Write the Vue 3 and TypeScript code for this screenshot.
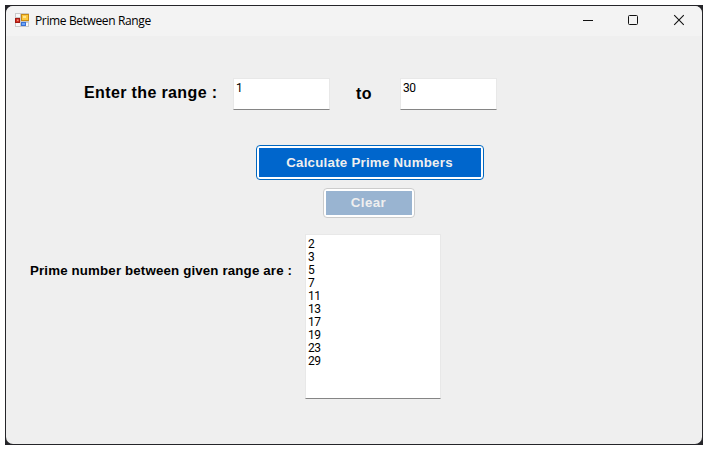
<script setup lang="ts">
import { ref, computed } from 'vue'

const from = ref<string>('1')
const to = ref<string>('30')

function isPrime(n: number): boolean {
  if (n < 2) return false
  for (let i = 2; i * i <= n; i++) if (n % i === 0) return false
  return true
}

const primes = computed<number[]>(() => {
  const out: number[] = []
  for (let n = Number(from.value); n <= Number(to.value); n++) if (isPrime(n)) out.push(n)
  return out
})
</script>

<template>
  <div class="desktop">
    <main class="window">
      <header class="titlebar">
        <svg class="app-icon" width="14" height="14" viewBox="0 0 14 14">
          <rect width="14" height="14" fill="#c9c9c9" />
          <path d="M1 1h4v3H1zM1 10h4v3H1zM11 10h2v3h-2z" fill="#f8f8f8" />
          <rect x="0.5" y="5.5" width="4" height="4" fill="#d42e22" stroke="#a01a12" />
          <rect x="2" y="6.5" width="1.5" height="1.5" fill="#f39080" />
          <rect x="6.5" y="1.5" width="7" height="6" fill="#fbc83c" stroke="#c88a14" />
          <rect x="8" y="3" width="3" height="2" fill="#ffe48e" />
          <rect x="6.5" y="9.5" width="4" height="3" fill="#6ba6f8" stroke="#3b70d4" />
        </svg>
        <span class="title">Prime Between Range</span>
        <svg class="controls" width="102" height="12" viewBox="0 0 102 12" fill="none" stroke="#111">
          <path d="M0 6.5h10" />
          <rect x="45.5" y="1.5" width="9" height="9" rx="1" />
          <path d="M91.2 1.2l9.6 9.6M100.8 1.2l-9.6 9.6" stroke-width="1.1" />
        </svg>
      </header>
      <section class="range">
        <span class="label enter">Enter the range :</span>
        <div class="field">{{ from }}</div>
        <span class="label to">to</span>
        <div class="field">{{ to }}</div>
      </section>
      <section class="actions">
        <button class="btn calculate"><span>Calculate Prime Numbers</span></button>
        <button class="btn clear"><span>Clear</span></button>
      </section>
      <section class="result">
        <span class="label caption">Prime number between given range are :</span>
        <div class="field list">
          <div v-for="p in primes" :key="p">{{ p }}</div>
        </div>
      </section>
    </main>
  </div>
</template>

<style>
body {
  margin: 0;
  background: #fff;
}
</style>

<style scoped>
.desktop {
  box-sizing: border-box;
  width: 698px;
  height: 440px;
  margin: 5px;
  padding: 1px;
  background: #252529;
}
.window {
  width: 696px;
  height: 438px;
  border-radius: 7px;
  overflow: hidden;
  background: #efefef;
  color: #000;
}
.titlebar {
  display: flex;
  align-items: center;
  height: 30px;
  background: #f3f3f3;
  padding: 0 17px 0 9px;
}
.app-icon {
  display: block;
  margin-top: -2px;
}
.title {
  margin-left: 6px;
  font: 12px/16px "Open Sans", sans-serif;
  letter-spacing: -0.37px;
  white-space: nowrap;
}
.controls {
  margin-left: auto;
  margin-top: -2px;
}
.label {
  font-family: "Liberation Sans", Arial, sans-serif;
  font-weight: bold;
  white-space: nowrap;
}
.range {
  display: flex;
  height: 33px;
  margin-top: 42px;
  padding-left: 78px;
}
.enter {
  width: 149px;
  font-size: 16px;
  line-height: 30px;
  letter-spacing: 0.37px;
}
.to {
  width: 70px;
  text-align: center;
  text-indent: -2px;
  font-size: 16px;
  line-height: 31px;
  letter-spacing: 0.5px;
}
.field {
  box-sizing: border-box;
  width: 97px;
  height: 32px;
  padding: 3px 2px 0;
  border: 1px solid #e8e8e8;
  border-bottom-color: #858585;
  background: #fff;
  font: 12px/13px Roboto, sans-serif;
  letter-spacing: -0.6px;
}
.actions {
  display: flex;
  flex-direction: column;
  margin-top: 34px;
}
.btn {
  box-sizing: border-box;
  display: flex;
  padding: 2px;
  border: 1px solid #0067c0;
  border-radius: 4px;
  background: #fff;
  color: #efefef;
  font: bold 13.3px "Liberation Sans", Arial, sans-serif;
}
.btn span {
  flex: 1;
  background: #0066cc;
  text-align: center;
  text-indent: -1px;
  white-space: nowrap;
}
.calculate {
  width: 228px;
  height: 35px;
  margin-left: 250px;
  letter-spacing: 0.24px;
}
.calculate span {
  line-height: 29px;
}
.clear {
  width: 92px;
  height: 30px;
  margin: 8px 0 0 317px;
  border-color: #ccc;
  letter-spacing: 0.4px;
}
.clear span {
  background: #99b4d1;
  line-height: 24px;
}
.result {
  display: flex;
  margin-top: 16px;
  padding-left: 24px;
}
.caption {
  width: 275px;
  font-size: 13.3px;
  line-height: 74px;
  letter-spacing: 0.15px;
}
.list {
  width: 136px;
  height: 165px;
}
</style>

_WHAT TO PRODUCE:_
Repeat the material above word for word and skip every image in it.

_THE SOLUTION:_
Write the Vue 3 and TypeScript code for this screenshot.
<script setup lang="ts">
import { ref, computed } from 'vue'

const from = ref<string>('1')
const to = ref<string>('30')

function isPrime(n: number): boolean {
  if (n < 2) return false
  for (let i = 2; i * i <= n; i++) if (n % i === 0) return false
  return true
}

const primes = computed<number[]>(() => {
  const out: number[] = []
  for (let n = Number(from.value); n <= Number(to.value); n++) if (isPrime(n)) out.push(n)
  return out
})
</script>

<template>
  <div class="desktop">
    <main class="window">
      <header class="titlebar">
        <svg class="app-icon" width="14" height="14" viewBox="0 0 14 14">
          <rect width="14" height="14" fill="#c9c9c9" />
          <path d="M1 1h4v3H1zM1 10h4v3H1zM11 10h2v3h-2z" fill="#f8f8f8" />
          <rect x="0.5" y="5.5" width="4" height="4" fill="#d42e22" stroke="#a01a12" />
          <rect x="2" y="6.5" width="1.5" height="1.5" fill="#f39080" />
          <rect x="6.5" y="1.5" width="7" height="6" fill="#fbc83c" stroke="#c88a14" />
          <rect x="8" y="3" width="3" height="2" fill="#ffe48e" />
          <rect x="6.5" y="9.5" width="4" height="3" fill="#6ba6f8" stroke="#3b70d4" />
        </svg>
        <span class="title">Prime Between Range</span>
        <svg class="controls" width="102" height="12" viewBox="0 0 102 12" fill="none" stroke="#111">
          <path d="M0 6.5h10" />
          <rect x="45.5" y="1.5" width="9" height="9" rx="1" />
          <path d="M91.2 1.2l9.6 9.6M100.8 1.2l-9.6 9.6" stroke-width="1.1" />
        </svg>
      </header>
      <section class="range">
        <span class="label enter">Enter the range :</span>
        <div class="field">{{ from }}</div>
        <span class="label to">to</span>
        <div class="field">{{ to }}</div>
      </section>
      <section class="actions">
        <button class="btn calculate"><span>Calculate Prime Numbers</span></button>
        <button class="btn clear"><span>Clear</span></button>
      </section>
      <section class="result">
        <span class="label caption">Prime number between given range are :</span>
        <div class="field list">
          <div v-for="p in primes" :key="p">{{ p }}</div>
        </div>
      </section>
    </main>
  </div>
</template>

<style>
body {
  margin: 0;
  background: #fff;
}
</style>

<style scoped>
.desktop {
  box-sizing: border-box;
  width: 698px;
  height: 440px;
  margin: 5px;
  padding: 1px;
  background: #252529;
}
.window {
  width: 696px;
  height: 438px;
  border-radius: 7px;
  overflow: hidden;
  background: #efefef;
  color: #000;
}
.titlebar {
  display: flex;
  align-items: center;
  height: 30px;
  background: #f3f3f3;
  padding: 0 17px 0 9px;
}
.app-icon {
  display: block;
  margin-top: -2px;
}
.title {
  margin-left: 6px;
  font: 12px/16px "Open Sans", sans-serif;
  letter-spacing: -0.37px;
  white-space: nowrap;
}
.controls {
  margin-left: auto;
  margin-top: -2px;
}
.label {
  font-family: "Liberation Sans", Arial, sans-serif;
  font-weight: bold;
  white-space: nowrap;
}
.range {
  display: flex;
  height: 33px;
  margin-top: 42px;
  padding-left: 78px;
}
.enter {
  width: 149px;
  font-size: 16px;
  line-height: 30px;
  letter-spacing: 0.37px;
}
.to {
  width: 70px;
  text-align: center;
  text-indent: -2px;
  font-size: 16px;
  line-height: 31px;
  letter-spacing: 0.5px;
}
.field {
  box-sizing: border-box;
  width: 97px;
  height: 32px;
  padding: 3px 2px 0;
  border: 1px solid #e8e8e8;
  border-bottom-color: #858585;
  background: #fff;
  font: 12px/13px Roboto, sans-serif;
  letter-spacing: -0.6px;
}
.actions {
  display: flex;
  flex-direction: column;
  margin-top: 34px;
}
.btn {
  box-sizing: border-box;
  display: flex;
  padding: 2px;
  border: 1px solid #0067c0;
  border-radius: 4px;
  background: #fff;
  color: #efefef;
  font: bold 13.3px "Liberation Sans", Arial, sans-serif;
}
.btn span {
  flex: 1;
  background: #0066cc;
  text-align: center;
  text-indent: -1px;
  white-space: nowrap;
}
.calculate {
  width: 228px;
  height: 35px;
  margin-left: 250px;
  letter-spacing: 0.24px;
}
.calculate span {
  line-height: 29px;
}
.clear {
  width: 92px;
  height: 30px;
  margin: 8px 0 0 317px;
  border-color: #ccc;
  letter-spacing: 0.4px;
}
.clear span {
  background: #99b4d1;
  line-height: 24px;
}
.result {
  display: flex;
  margin-top: 16px;
  padding-left: 24px;
}
.caption {
  width: 275px;
  font-size: 13.3px;
  line-height: 74px;
  letter-spacing: 0.15px;
}
.list {
  width: 136px;
  height: 165px;
}
</style>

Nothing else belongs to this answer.